Proposal 2-- Reword the Existing Policy

  • Consensus was support,  Done Gigs (talk) 00:24, 11 June 2009 (UTC)

As Gigs outlined at WT:U, the username policy contains several references to corporate usernames. Many of these references contradict each other. I propose that we replace the relevant sections with the following wording.

Use of Wikipedia for promotion of a company or group is not permitted and accounts that do this will be blocked. Explicit use of a company or group name as a username will result in your account being blocked. Accounts that add promotional material with a clear conflict of interest will be reported to the appropriate noticeboard, where further action may be taken.

We could replace "appropriate noticeboard" with whichever board is deemed appropriate (whether it exists currently or not). TNXMan 01:56, 5 June 2009 (UTC)
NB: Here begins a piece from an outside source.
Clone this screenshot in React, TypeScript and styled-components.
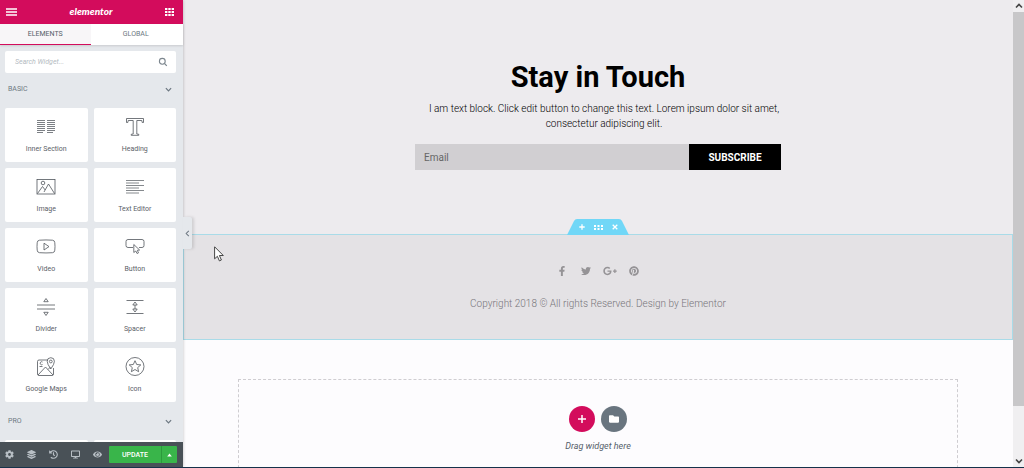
import React from "react";
import styled, { createGlobalStyle, css } from "styled-components";
import {
  FaCog,
  FaLayerGroup,
  FaHistory,
  FaDesktop,
  FaEye,
  FaFacebookF,
  FaTwitter,
  FaGooglePlusG,
  FaPinterest,
  FaFolder,
} from "react-icons/fa";

const pink = "#d30c5c";

const GlobalStyle = createGlobalStyle`
  *, *::before, *::after { box-sizing: border-box; }
  body {
    margin: 0;
    font-family: Roboto, "Liberation Sans", sans-serif;
    font-size: 10px;
    background: #fdfcfe;
  }
  button, input { font: inherit; color: inherit; margin: 0; }
  button { border: 0; padding: 0; background: none; cursor: pointer; }
  h1, p { margin: 0; }
`;

const Shell = styled.div`
  display: flex;
  height: 100vh;
  border-bottom: 1px solid #16324a;
  overflow: hidden;
`;

/* ---------- Panel ---------- */

const Panel = styled.aside`
  position: relative;
  z-index: 2;
  flex: 0 0 183px;
  display: flex;
  flex-direction: column;
  background: #e5e8ec;
  box-shadow: 0 0 3px rgba(0, 0, 0, 0.25);
`;

const PanelHeader = styled.header`
  flex: none;
  height: 24px;
  padding: 0 9px 0 6px;
  display: flex;
  align-items: center;
  justify-content: space-between;
  background: ${pink};
  color: #fff;
`;

const IconButton = styled.button`
  display: flex;
  align-items: center;
  justify-content: center;
`;

const Brand = styled.span`
  font-family: Lato, sans-serif;
  font-size: 10px;
  line-height: 16px;
  padding-bottom: 2px;
  font-weight: 900;
  font-style: italic;
`;

const Tabs = styled.div`
  flex: none;
  display: flex;
  height: 21px;
  padding-right: 2px;
  background: #fff;
  box-shadow: 0 1px 2px rgba(0, 0, 0, 0.12);
`;

const Tab = styled.button<{ $active?: boolean }>`
  flex: 1;
  font-size: 7px;
  line-height: 18px;
  color: #6d7882;
  border-bottom: 1px solid transparent;
  ${(p) =>
    p.$active &&
    css`
      background: #f8f6f8;
      color: #556068;
      border-bottom-color: ${pink};
    `}
`;

const PanelBody = styled.div`
  flex: 1;
  min-height: 0;
  overflow: hidden;
  padding: 6px 7px 0 5px;
`;

const Search = styled.label`
  display: flex;
  align-items: center;
  height: 22px;
  padding: 0 8px 0 10px;
  background: #fff;
  border-radius: 2px;
  color: #7c868e;
`;

const SearchInput = styled.input`
  flex: 1;
  min-width: 0;
  border: 0;
  padding: 0;
  outline: 0;
  background: none;
  font-size: 7px;
  line-height: 10px;
  font-style: italic;
  &::placeholder { color: #b4bbc1; opacity: 1; }
`;

const Category = styled.section`
  padding-bottom: 3px;
`;

const CategoryHeader = styled.button`
  width: 100%;
  height: 35px;
  padding: 0 4px 3px 3px;
  display: flex;
  align-items: center;
  justify-content: space-between;
  font-size: 7px;
  color: #6d7882;
`;

const WidgetGrid = styled.div`
  display: grid;
  grid-template-columns: 1fr 1fr;
  gap: 6px;
`;

const Widget = styled.button`
  height: 54px;
  padding-top: 9px;
  display: flex;
  flex-direction: column;
  align-items: center;
  gap: 7px;
  background: #fff;
  border-radius: 2px;
  color: #5b6168;
  font-size: 7px;
  line-height: 10px;
`;

const LineIcon = styled.svg`
  width: 20px;
  height: 20px;
  fill: none;
  stroke: #50565c;
  stroke-width: 0.8;
`;

const PanelFooter = styled.footer`
  flex: none;
  height: 25px;
  padding-right: 6px;
  display: flex;
  align-items: center;
  background: #495157;
  color: #b8bfc5;
`;

const Tools = styled.div`
  flex: 1;
  padding: 0 7px 0 5px;
  display: flex;
  justify-content: space-between;
`;

const Update = styled.div`
  display: flex;
  height: 17px;
  border-radius: 1px;
  overflow: hidden;
  background: #39b54a;
  color: #fff;
`;

const UpdateButton = styled.button`
  width: 52px;
  font-size: 7px;
  font-weight: 500;
`;

const UpdateMore = styled(IconButton)`
  width: 16px;
  border-left: 1px solid #2c9a3c;
`;

const Collapse = styled(IconButton)`
  position: absolute;
  left: 100%;
  top: 217px;
  width: 9px;
  height: 32px;
  background: #e5e8ec;
  border-radius: 0 2px 2px 0;
  box-shadow: 2px 0 3px rgba(0, 0, 0, 0.12);
  color: #6d7882;
`;

/* ---------- Preview ---------- */

const Preview = styled.main`
  position: relative;
  flex: 1;
  min-width: 0;
  overflow: hidden;
`;

const SignupSection = styled.section`
  padding: 60px 20px 64px;
  display: flex;
  flex-direction: column;
  align-items: center;
  text-align: center;
  background: #edebee;
  color: #000;
`;

const Title = styled.h1`
  font-size: 29px;
  line-height: 34px;
  font-weight: 700;
`;

const Copy = styled.p`
  width: 100%;
  max-width: 366px;
  padding: 7px 0 13px 12px;
  font-size: 10px;
  line-height: 15px;
  font-weight: 300;
  color: #000;
`;

const SignupForm = styled.form`
  display: flex;
  width: 100%;
  max-width: 366px;
  height: 26px;
`;

const EmailInput = styled.input`
  flex: 1;
  min-width: 0;
  border: 0;
  border-radius: 0;
  padding: 0 9px;
  background: #d1cfd2;
  font-size: 10px;
  &::placeholder { color: #666; opacity: 1; }
`;

const Subscribe = styled.button`
  width: 92px;
  background: #000;
  color: #fff;
  font-size: 10px;
  font-weight: 700;
`;

const FooterSection = styled.section`
  position: relative;
  padding: 30px 20px 28px;
  display: flex;
  flex-direction: column;
  align-items: center;
  gap: 20px;
  background: #e4e2e5;
  border: 1px solid #a9dbe8;
`;

const SectionHandle = styled.div`
  position: absolute;
  left: 50%;
  bottom: 100%;
  width: 62px;
  height: 16px;
  transform: translateX(-50%);
  padding: 0 7px;
  display: flex;
  align-items: center;
  justify-content: space-around;
  background: #71d7f7;
  clip-path: path("M0 16L7 2Q8 0 10 0H52Q54 0 55 2L62 16Z");
  color: #fff;
`;

const Socials = styled.nav`
  display: flex;
  gap: 9px;
`;

const SocialLink = styled.a`
  width: 15px;
  height: 12px;
  display: flex;
  align-items: center;
  justify-content: center;
  color: #959396;
`;

const Copyright = styled.p`
  font-size: 10px;
  line-height: 14px;
  font-weight: 300;
  color: #77757a;
`;

const AddSection = styled.section`
  max-width: 720px;
  height: 140px;
  margin: 39px auto 0;
  padding-top: 26px;
  display: flex;
  flex-direction: column;
  align-items: center;
  gap: 7px;
  border: 1px dashed #cfcdd1;
`;

const AddButtons = styled.div`
  display: flex;
  gap: 6px;
`;

const RoundButton = styled(IconButton)<{ $color: string }>`
  width: 26px;
  height: 26px;
  border-radius: 50%;
  background: ${(p) => p.$color};
  color: #fff;
`;

const DragHint = styled.p`
  font-size: 9px;
  line-height: 14px;
  font-style: italic;
  color: #55606a;
`;

const Cursor = styled.svg`
  position: absolute;
  left: 31px;
  top: 246px;
`;

/* ---------- Scroll rail ---------- */

const Rail = styled.div`
  flex: 0 0 11px;
  display: flex;
  flex-direction: column;
  background: #f0eff1;
`;

const RailButton = styled(IconButton)`
  flex: none;
  height: 12px;
  color: #444;
`;

const RailTrack = styled.div`
  flex: 1;
`;

const RailThumb = styled.div`
  height: 89%;
  background: #c8c7c9;
`;

type ChevronDir = "up" | "down" | "left";
const chevrons: Record<ChevronDir, string> = {
  up: "M1 5.5L4 2.5L7 5.5",
  down: "M1 2.5L4 5.5L7 2.5",
  left: "M5.5 1L2.5 4L5.5 7",
};

const Chevron = ({ dir, size = 8, weight = 1.2 }: { dir: ChevronDir; size?: number; weight?: number }) => (
  <svg width={size} height={size} viewBox="0 0 8 8" fill="none" stroke="currentColor" strokeWidth={weight} aria-hidden>
    <path d={chevrons[dir]} />
  </svg>
);

const widgets: { label: string; icon: React.ReactNode }[] = [
  {
    label: "Inner Section",
    icon: (
      <path
        strokeWidth="0.75"
        d="M1 3.500h8M1 5.500h8M1 7.500h8M1 9.500h8M1 11.500h8M1 13.500h8M1 15.500h6M11 3.500h8M11 5.500h8M11 7.500h8M11 9.500h8M11 11.500h8M11 13.500h8M11 15.500h6"
      />
    ),
  },
  {
    label: "Heading",
    icon: <path d="M1.500 1.500h17v4h-1.300l-.4-2h-5v13.500l2 .3v1h-7.600v-1l2-.3V3.500H3.200l-.4 2H1.500z" />,
  },
  {
    label: "Image",
    icon: (
      <>
        <rect x="1" y="2.500" width="18" height="14.500" />
        <circle cx="7" cy="6" r="1.800" />
        <path d="M1.500 16.500L6.500 9.500L9.200 13M8 15L12.500 7L18.500 16.500" />
      </>
    ),
  },
  {
    label: "Text Editor",
    icon: <path strokeWidth="0.7" d="M1 3.500h18M1 6h13M1 8.500h18M1 11h13M1 13.500h18M1 16h13" />,
  },
  {
    label: "Video",
    icon: (
      <>
        <path d="M3.500 3.200Q10 2.700 16.500 3.200Q18.700 3.400 18.800 5.700Q19.200 9.700 18.800 13.200Q18.700 15.500 16.500 15.700Q10 16.200 3.500 15.700Q1.300 15.500 1.200 13.200Q.8 9.700 1.200 5.700Q1.300 3.400 3.500 3.200z" />
        <path d="M8 6.200v6.800l5-3.400z" />
      </>
    ),
  },
  {
    label: "Button",
    icon: (
      <>
        <path d="M8 10.500H3Q1 10.500 1 8.500V4.500Q1 2.500 3 2.500h14Q19 2.500 19 4.500v4Q19 10.500 17 10.500h-3" />
        <path d="M8.800 7.500v8l2-1.500l1.200 2.500l1.500-.7l-1.200-2.500l2.300-.3z" />
      </>
    ),
  },
  {
    label: "Divider",
    icon: <path d="M1 8h18M1 12h18M10 1.500l2.200 3.200H7.800zM10 18.500l2.200-3.200H7.800z" />,
  },
  {
    label: "Spacer",
    icon: <path d="M1.500 3.500h17M1.500 16.500h17M10 5l2.200 3H7.800zM10 15l2.200-3H7.800zM10 8v4" />,
  },
  {
    label: "Google Maps",
    icon: (
      <>
        <path d="M12 3H3Q1.500 3 1.500 4.500v12.500q0 1.500 1.500 1.500h13q1.500 0 1.500-1.500V11M2 18l7.500-8l7.500 8M12 12.500l2.500-2.500" />
        <path d="M14.800 12Q11.200 7 11.200 4.300A3.600 3.600 0 0 1 18.400 4.300Q18.400 7 14.800 12z" />
        <circle cx="14.800" cy="4.500" r="1.400" />
        <path d="M6.500 5a1.500 1.500 0 1 0 0 2.500M3.500 9.500h3" />
      </>
    ),
  },
  {
    label: "Icon",
    icon: (
      <>
        <circle cx="10" cy="9.500" r="9" />
        <path d="M10 3.700l1.700 3.800l4.100.4l-3.100 2.700l.9 4.100l-3.600-2.200l-3.600 2.200l.9-4.100l-3.100-2.700l4.100-.4z" />
      </>
    ),
  },
];

const tools = [
  { label: "Settings", Icon: FaCog },
  { label: "Navigator", Icon: FaLayerGroup },
  { label: "History", Icon: FaHistory },
  { label: "Responsive mode", Icon: FaDesktop },
  { label: "Preview changes", Icon: FaEye },
];

const socials = [
  { label: "Facebook", Icon: FaFacebookF, size: 10 },
  { label: "Twitter", Icon: FaTwitter, size: 10 },
  { label: "Google Plus", Icon: FaGooglePlusG, size: 14 },
  { label: "Pinterest", Icon: FaPinterest, size: 10 },
];

export default function App() {
  return (
    <>
      <GlobalStyle />
      <Shell>
        <Panel>
          <PanelHeader>
            <IconButton aria-label="Menu">
              <svg width="11" height="8" viewBox="0 0 11 8" stroke="#fff" strokeWidth="1.400">
                <path d="M0 1h11M0 4h11M0 7h11" />
              </svg>
            </IconButton>
            <Brand>elementor</Brand>
            <IconButton aria-label="Widgets">
              <svg width="9" height="8" viewBox="0 0 9 8" fill="#fff">
                <path d="M0 0h2.400v2H0zM3.300 0h2.400v2H3.300zM6.600 0H9v2H6.600zM0 3h2.400v2H0zM3.300 3h2.400v2H3.300zM6.600 3H9v2H6.600zM0 6h2.400v2H0zM3.300 6h2.400v2H3.300zM6.600 6H9v2H6.600z" />
              </svg>
            </IconButton>
          </PanelHeader>
          <Tabs role="tablist">
            <Tab role="tab" aria-selected $active>ELEMENTS</Tab>
            <Tab role="tab" aria-selected={false}>GLOBAL</Tab>
          </Tabs>
          <PanelBody>
            <Search>
              <SearchInput type="text" placeholder="Search Widget..." aria-label="Search Widget" />
              <svg width="10" height="10" viewBox="0 0 10 10" fill="none" stroke="currentColor" strokeWidth="1.100" aria-hidden>
                <circle cx="4.300" cy="4.300" r="2.900" />
                <path d="M6.500 6.500L8.800 8.800" />
              </svg>
            </Search>
            <Category>
              <CategoryHeader aria-expanded>
                BASIC
                <Chevron dir="down" size={7} weight={1.4} />
              </CategoryHeader>
              <WidgetGrid>
                {widgets.map((w) => (
                  <Widget key={w.label}>
                    <LineIcon viewBox="0 0 20 20" aria-hidden>{w.icon}</LineIcon>
                    {w.label}
                  </Widget>
                ))}
              </WidgetGrid>
            </Category>
            <Category>
              <CategoryHeader aria-expanded>
                PRO
                <Chevron dir="down" size={7} weight={1.4} />
              </CategoryHeader>
              <WidgetGrid>
                <Widget aria-label="Posts" />
                <Widget aria-label="Portfolio" />
              </WidgetGrid>
            </Category>
          </PanelBody>
          <PanelFooter>
            <Tools>
              {tools.map(({ label, Icon }) => (
                <IconButton key={label} aria-label={label}>
                  <Icon size={9} />
                </IconButton>
              ))}
            </Tools>
            <Update>
              <UpdateButton>UPDATE</UpdateButton>
              <UpdateMore aria-label="Save options">
                <svg width="5" height="4" viewBox="0 0 5 4" fill="#fff">
                  <path d="M2.500 .5L4.800 3.500H.2z" />
                </svg>
              </UpdateMore>
            </Update>
          </PanelFooter>
          <Collapse aria-label="Collapse panel">
            <Chevron dir="left" size={7} />
          </Collapse>
        </Panel>

        <Preview>
          <SignupSection>
            <Title>Stay in Touch</Title>
            <Copy>
              I am text block. Click edit button to change this text. Lorem ipsum dolor sit amet, consectetur adipiscing elit.
            </Copy>
            <SignupForm onSubmit={(e) => e.preventDefault()}>
              <EmailInput type="email" placeholder="Email" aria-label="Email" />
              <Subscribe type="submit">SUBSCRIBE</Subscribe>
            </SignupForm>
          </SignupSection>

          <FooterSection>
            <SectionHandle>
              <IconButton aria-label="Add section">
                <svg width="6" height="6" viewBox="0 0 6 6" stroke="#fff" strokeWidth="1.300">
                  <path d="M3 .3v5.400M.3 3h5.400" />
                </svg>
              </IconButton>
              <IconButton aria-label="Edit section">
                <svg width="9" height="5" viewBox="0 0 9 5" fill="#fff">
                  <path d="M0 0h2v2H0zM3.500 0h2v2h-2zM7 0h2v2H7zM0 3h2v2H0zM3.500 3h2v2h-2zM7 3h2v2H7z" />
                </svg>
              </IconButton>
              <IconButton aria-label="Delete section">
                <svg width="6" height="6" viewBox="0 0 6 6" stroke="#fff" strokeWidth="1.300">
                  <path d="M.7 .7l4.600 4.600M5.300 .7L.7 5.300" />
                </svg>
              </IconButton>
            </SectionHandle>
            <Socials aria-label="Social links">
              {socials.map(({ label, Icon, size }) => (
                <SocialLink key={label} href="#" aria-label={label}>
                  <Icon size={size} />
                </SocialLink>
              ))}
            </Socials>
            <Copyright>Copyright 2018 © All rights Reserved. Design by Elementor</Copyright>
          </FooterSection>

          <AddSection>
            <AddButtons>
              <RoundButton $color={pink} aria-label="Add new section">
                <svg width="8" height="8" viewBox="0 0 8 8" stroke="#fff" strokeWidth="1.500">
                  <path d="M4 0v8M0 4h8" />
                </svg>
              </RoundButton>
              <RoundButton $color="#69757f" aria-label="Add template">
                <FaFolder size={10} />
              </RoundButton>
            </AddButtons>
            <DragHint>Drag widget here</DragHint>
          </AddSection>

          <Cursor width="10" height="16" viewBox="0 0 10 16" fill="#fff" stroke="#333" strokeWidth="0.900" aria-hidden>
            <path d="M.6 .8v12l2.800-2.500l2 4.600l2-.9l-2-4.500h3.900z" />
          </Cursor>
        </Preview>

        <Rail>
          <RailButton aria-label="Scroll up"><Chevron dir="up" weight={1.6} /></RailButton>
          <RailTrack><RailThumb /></RailTrack>
          <RailButton aria-label="Scroll down"><Chevron dir="down" weight={1.6} /></RailButton>
        </Rail>
      </Shell>
    </>
  );
}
Discussion - consensus to support
  • I support this as a preliminary change that will at least get the policy into line with what is actually being currently practiced at WP:UAA. Gigs (talk) 02:31, 5 June 2009 (UTC)
  • I also support the principal behind this wording. Although I think we should make it more clear that blocks for having a promotional name should in almost all cases be a soft block and the user should be welcomed to come back under an appropriate name. Chillum 02:48, 5 June 2009 (UTC)
    • I agree that it should be a softblock just to avoid being disproportionately harsh, but saying that we "welcome them back" as long as they change their name is the wrong language. They still have a conflict of interest! We usually want them to change their editing style, something which is totally unrelated to the username policy. rspεεr (talk) 07:41, 5 June 2009 (UTC)
  • I agree with Rspeer, we're trying to make a point to these persons that Wikipedia is not to be used for advertising, whatever their username may be. This proposed language is pretty good, it's important to make it clear that spamming is not to be tolerated, and is considered the same thing as vandalism. Beeblebrox (talk) 08:49, 5 June 2009 (UTC)
  • Fair enough. Chillum 13:19, 5 June 2009 (UTC)
  • I should note that we only recently eliminated a lot of administrative jargon and instructions from the policy, we should avoid using words like "softblock" in the policy, but rather explain it to them in lay terms, if we do decide to include something about that. The administrative instructions already instruct the use of soft blocks in most cases. Gigs (talk) 17:52, 5 June 2009 (UTC)
  • Support, proposed wording above seems sound. Cirt (talk) 04:23, 6 June 2009 (UTC)
  • Support finding NPOV ways to assist all concerned. COI is often a badge of shame when instead well-meaning newbies are trying to help. Variances on usernames will continue to crop up including obvious vandals and many borderline cases. Renaming is a valid option for those who seem constructive and want to help. COI should also help direct borderline cases to some hints as to what to do. We have admins, editors, newbies and vandals and each population will need guideance of how to proceed. -- Banjeboi 05:17, 6 June 2009 (UTC)
  • Support, the wording used here seems appropriate. Lankiveil (speak to me) 06:04, 6 June 2009 (UTC).
  • Support – I would like to see what Chillium suggested and try to add some language in there about allowing users to create a neutral username that is not connected with whomever they are working for. MuZemike 22:49, 6 June 2009 (UTC)
  • Support Tightening the policy to avoid pointless arguments is desirable. I recommend omitting "clear" because we should report any conflict of interest (we're not saying "you will be blocked"). The word "clear" just makes spammers think "Ahh, so hard-to-prove COI is ok". Johnuniq (talk) 09:19, 7 June 2009 (UTC)
  • How about something like "Accounts that demonstrate a conflict of interest will be reported…"? TNXMan 12:52, 7 June 2009 (UTC)
  • Comment There is no sharp boundary between promotion and information. Providing information about a useful product normally is inherently promotion of it, whether done by a NPOV editor or someone with COI. Either can provide just as good and encyclopedic material, and the motive for entering it is secondary. I carry on promotion for things I like, and so does everyone, but if liking something is COI, we will never have articles except from those with negative COI. I have seen excellent fair informative editing done here by those with direct commercial COI. Are we to remove it because it was done with the purpose of promotion? DGG (talk) 23:59, 7 June 2009 (UTC)
  • Support. If we need a change, this is the way to do it. – ukexpat (talk) 03:57, 9 June 2009 (UTC)
  • Comment Per the discussion here, I have changed the username policy. I welcome any and all comments, either on my talk or WT:U. TNXMan 02:24, 10 June 2009 (UTC)
    • I have edited it a little. [1] I have concerns about mentioning COIN there, since it seemed the rough consensus was AIV for blatant promotion, but I left that part for now. Gigs (talk)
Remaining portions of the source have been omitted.